Seu estilo direto, sem ilusões sobre os homens, os fatos espantosos narrados e os termos escolhidos para resumir suas impressões constituem passagem obrigatória para todos os que escrevem sobre os "dois Brasis", teorizam sobre os "sertões", sobre o federalismo brasileiro ou se estendem sobre a "invenção" de alguma coisa, outra mania acadêmica nacional.

Ao longo dos anos, contudo, uma científica censura recaiu sobre essas páginas. São sempre citados os trechos teóricos, as reflexões neo-tocquevilianas espalhadas no texto. Nunca se tem um gosto mais direto sobre o que significavam realmente as "revoltas regenciais", consideradas como eventos hobesianos puros.

Como notam as testemunhas da época, as fantásticas explosões de violência do período nada tinham a ver com as românticas rebeliões de escravos. É a velha violência nacional, praticada ao vivo e a cores, entre membros das elites, seus clientes e apaniguados.

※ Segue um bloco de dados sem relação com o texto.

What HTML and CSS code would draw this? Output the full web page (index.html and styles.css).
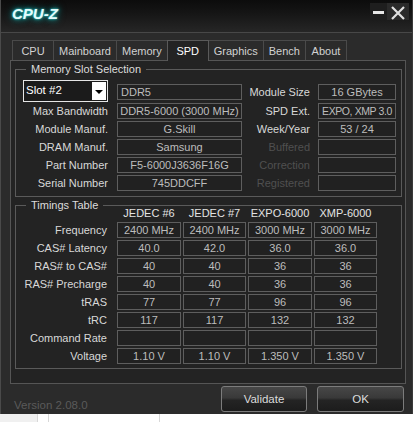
FILE: index.html
```html
<!DOCTYPE html>
<html>
<head>
<meta charset="utf-8">
<title>CPU-Z</title>
<link rel="stylesheet" href="styles.css">
</head>
<body>
<div class="window">
  <div class="titlebar">
    <div class="title">CPU-Z</div>
    <div class="winbtns">
      <div class="wbtn min"><svg width="17" height="17" viewBox="0 0 17 17"><rect x="3" y="8" width="11" height="3" fill="#e8e8e8"/></svg></div>
      <div class="wbtn close"><svg width="22" height="17" viewBox="0 0 22 17"><path d="M5 4 L17 16 M17 4 L5 16" stroke="#e0e0e0" stroke-width="2.2" fill="none"/></svg></div>
    </div>
  </div>
  <div class="tabs">
    <div class="tab">CPU</div>
    <div class="tab">Mainboard</div>
    <div class="tab">Memory</div>
    <div class="tab active">SPD</div>
    <div class="tab">Graphics</div>
    <div class="tab">Bench</div>
    <div class="tab">About</div>
  </div>
  <div class="panel">
    <div class="group">
      <div class="legend">Memory Slot Selection</div>
      <div class="slotgrid">
        <div class="select"><span class="seltext">Slot #2</span><span class="selbtn"><svg width="12" height="18" viewBox="0 0 12 18"><path d="M2 8 L10 8 L6 12 Z" fill="#000"/></svg></span></div>
        <div class="box left first">DDR5</div>
        <div class="lbl r first">Module Size</div>
        <div class="box first">16 GBytes</div>

        <div class="lbl">Max Bandwidth</div>
        <div class="box">DDR5-6000 (3000 MHz)</div>
        <div class="lbl r">SPD Ext.</div>
        <div class="box tight">EXPO, XMP 3.0</div>

        <div class="lbl">Module Manuf.</div>
        <div class="box">G.Skill</div>
        <div class="lbl r">Week/Year</div>
        <div class="box">53 / 24</div>

        <div class="lbl">DRAM Manuf.</div>
        <div class="box">Samsung</div>
        <div class="lbl r dis">Buffered</div>
        <div class="box"></div>

        <div class="lbl">Part Number</div>
        <div class="box">F5-6000J3636F16G</div>
        <div class="lbl r dis">Correction</div>
        <div class="box"></div>

        <div class="lbl">Serial Number</div>
        <div class="box">745DDCFF</div>
        <div class="lbl r dis">Registered</div>
        <div class="box"></div>
      </div>
    </div>
    <div class="group g2">
      <div class="legend">Timings Table</div>
      <div class="timegrid">
        <div></div>
        <div class="head">JEDEC #6</div>
        <div class="head">JEDEC #7</div>
        <div class="head">EXPO-6000</div>
        <div class="head">XMP-6000</div>

        <div class="tlbl">Frequency</div>
        <div class="box">2400 MHz</div><div class="box">2400 MHz</div><div class="box">3000 MHz</div><div class="box">3000 MHz</div>

        <div class="tlbl">CAS# Latency</div>
        <div class="box">40.0</div><div class="box">42.0</div><div class="box">36.0</div><div class="box">36.0</div>

        <div class="tlbl">RAS# to CAS#</div>
        <div class="box">40</div><div class="box">40</div><div class="box">36</div><div class="box">36</div>

        <div class="tlbl">RAS# Precharge</div>
        <div class="box">40</div><div class="box">40</div><div class="box">36</div><div class="box">36</div>

        <div class="tlbl">tRAS</div>
        <div class="box">77</div><div class="box">77</div><div class="box">96</div><div class="box">96</div>

        <div class="tlbl">tRC</div>
        <div class="box">117</div><div class="box">117</div><div class="box">132</div><div class="box">132</div>

        <div class="tlbl">Command Rate</div>
        <div class="box"></div><div class="box"></div><div class="box"></div><div class="box"></div>

        <div class="tlbl">Voltage</div>
        <div class="box">1.10 V</div><div class="box">1.10 V</div><div class="box">1.350 V</div><div class="box">1.350 V</div>
      </div>
    </div>
  </div>
  <div class="footer">
    <div class="version">Version 2.08.0</div>
    <div class="buttons">
      <div class="button validate">Validate</div>
      <div class="button ok">OK</div>
    </div>
  </div>
</div>
<div class="below">
  <div class="seg s1"></div>
  <div class="seg s2"></div>
  <div class="seg s3"></div>
</div>
</body>
</html>
```
FILE: styles.css
```css
html, body {
  margin: 0;
  padding: 0;
}
body {
  background: #ffffff;
  width: 417px;
  height: 422px;
  overflow: hidden;
  font-family: "Liberation Sans", Arial, sans-serif;
  font-size: 11px;
  color: #dcdcdc;
}
.window {
  width: 413px;
  height: 414px;
  box-sizing: border-box;
  background: #2b2b2b;
  border-left: 1px solid #4a4a4a;
  border-right: 1px solid #3a3a3a;
  display: flex;
  flex-direction: column;
}
.titlebar {
  height: 32px;
  border-bottom: 1px solid #484848;
  background: linear-gradient(#0c0c0c 0%, #151515 40%, #262626 100%);
  display: flex;
  justify-content: space-between;
  align-items: flex-start;
  padding-left: 11px;
  flex: none;
}
.title {
  font-family: "Liberation Sans", Arial, sans-serif;
  font-weight: bold;
  font-style: italic;
  font-size: 15px;
  line-height: 18px;
  margin-top: 5px;
  color: #e4fcfc;
  text-shadow: 0 0 2px #3fe8e8, 0 0 5px #14b4b4, 0 0 8px #0a7a7a;
}
.winbtns {
  display: flex;
  margin-top: 3px;
  margin-right: 3px;
}
.wbtn {
  height: 17px;
  display: flex;
}
.wbtn.min {
  width: 17px;
  background: #1e1e1e;
}
.wbtn.close {
  width: 22px;
  background: #2a2a2a;
}
.tabs {
  display: flex;
  align-items: flex-end;
  height: 27px;
  padding-left: 11px;
  flex: none;
}
.tab {
  position: relative;
  height: 20px;
  box-sizing: border-box;
  border: 1px solid #4a4a4a;
  border-bottom: none;
  margin-right: -1px;
  padding: 0 5px;
  min-width: 42px;
  text-align: center;
  line-height: 20px;
  font-size: 11px;
  color: #d2d2d2;
  background: #2b2b2b;
}
.tab.active {
  height: 21px;
  background: #232323;
  color: #ffffff;
  z-index: 2;
  margin-bottom: -1px;
  line-height: 21px;
  border-color: #5a5a5a;
}
.panel {
  height: 324px;
  box-sizing: border-box;
  margin: 0 6px 0 9px;
  border: 1px solid #555555;
  background: #232323;
  padding: 8px 3px 0 4px;
  display: flex;
  flex-direction: column;
  flex: none;
}
.group {
  border: 1px solid #5a5a5a;
  padding-bottom: 5px;
  display: flex;
  flex-direction: column;
}
.group.g2 {
  margin-top: 8px;
  padding-bottom: 4px;
}
.legend {
  align-self: flex-start;
  margin: -8px 0 0 10px;
  padding: 0 5px;
  background: #232323;
  line-height: 14px;
  font-size: 11px;
  color: #dcdcdc;
}
.slotgrid {
  margin-top: 4px;
  display: grid;
  grid-template-columns: 101px 125px 76px 78px;
  grid-template-rows: 21px repeat(5, 16px);
  row-gap: 2px;
}
.lbl {
  text-align: right;
  padding-right: 9px;
  line-height: 16px;
  white-space: nowrap;
  font-size: 11px;
  color: #d8d8d8;
}
.lbl.r {
  padding-right: 8px;
}
.lbl.first, .box.first {
  align-self: end;
  margin-bottom: 1px;
}
.lbl.dis {
  color: #505050;
}
.box {
  height: 16px;
  box-sizing: border-box;
  border: 1px solid #5e5e5e;
  background: #212121;
  color: #bdbdbd;
  text-align: center;
  line-height: 14px;
  white-space: nowrap;
  overflow: hidden;
  font-size: 11px;
}
.box.tight {
  letter-spacing: -0.4px;
  font-size: 10.5px;
}
.box.left {
  text-align: left;
  padding-left: 3px;
}
.select {
  margin-left: 7px;
  margin-right: 9px;
  height: 22px;
  box-sizing: border-box;
  border: 1px solid #e6e6e6;
  background: #1b1b1b;
  display: flex;
  justify-content: space-between;
  align-items: stretch;
}
.seltext {
  color: #ffffff;
  font-size: 11.5px;
  line-height: 18px;
  padding-left: 2px;
}
.selbtn {
  width: 14px;
  margin: 1px;
  background: #ffffff;
  display: flex;
  justify-content: center;
}
.timegrid {
  margin-top: -5px;
  display: grid;
  grid-template-columns: 99px 64px 63px 64px 63px;
  grid-template-rows: 13px repeat(8, 16px);
  column-gap: 2px;
  row-gap: 2px;
}
.head {
  text-align: center;
  line-height: 13px;
  font-size: 11px;
  color: #e4e4e4;
  white-space: nowrap;
}
.tlbl {
  text-align: right;
  padding-right: 8px;
  line-height: 16px;
  font-size: 11px;
  color: #d8d8d8;
  white-space: nowrap;
}
.footer {
  flex: 1;
  display: flex;
  justify-content: space-between;
  align-items: flex-end;
  padding: 0 8px 2px 13px;
}
.version {
  color: #5a5a5a;
  font-size: 11.5px;
  line-height: 14px;
}
.buttons {
  display: flex;
  gap: 10px;
}
.button {
  height: 26px;
  box-sizing: border-box;
  border: 1px solid #7c7c7c;
  border-radius: 3px;
  background: linear-gradient(#474747 0%, #393939 45%, #242424 55%, #1c1c1c 100%);
  color: #dcdcdc;
  font-size: 11.5px;
  line-height: 24px;
  text-align: center;
}
.button.validate {
  width: 86px;
}
.button.ok {
  width: 87px;
}
.below {
  display: flex;
  height: 8px;
}
.seg.s1 {
  width: 37px;
  background: #f0f0f0;
  border-right: 1px solid #d8d8d8;
}
.seg.s2 {
  width: 110px;
  border-left: 1px solid #d8d8d8;
  margin-left: 10px;
  border-right: 1px solid #d8d8d8;
}
.seg.s3 {
  flex: 1;
}
```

Em memória de Paulino José e em homenagem a seu relatório, segue apenas um trecho, sobre fatos ocorridos em Sergipe, que sequer figura entre as províncias atingidas pelas celebradas "revoltas regenciais":



"A vila da Capella, na comarca da Vila Nova, na província de Sergipe d'el Rey, foi invadida no dia 6 de fevereiro próximo passado por um bando de 60 homens, capitaneados pelo padre Manoel José da Silva Porto, ex-juiz de Direito da mesma comarca, o qual se dirigiu à casa do Juiz de Paz da dita vila, José Alves Pereira, para o assassinar. Procurou este infeliz resistir com algumas pessoas que com ele se achavam, mas tendo os assassinos arrombado as portas com machados e dado uma descarga de fuzilaria, caiu ferido, e foi ainda vivo arrastado para a praça e tendo aí o referido Silva Porto oferecido 100 mil reís para quem o acabasse, rasgou-o um dos assassinos com uma faca, desde o peito até o baixo ventre. A vila ficou imediatamente deserta, retirando-se dela o referido doutor e padre, depois de haver queimado o cartório do Juiz de Paz e roubado 30 armas, que o assassinado conservava em sua casa para armar as escoltas com que policiava o distrito". (págs 15-16).



Igreja do Rosário em Neópolis, Sergipe, a antiga Vila Nova.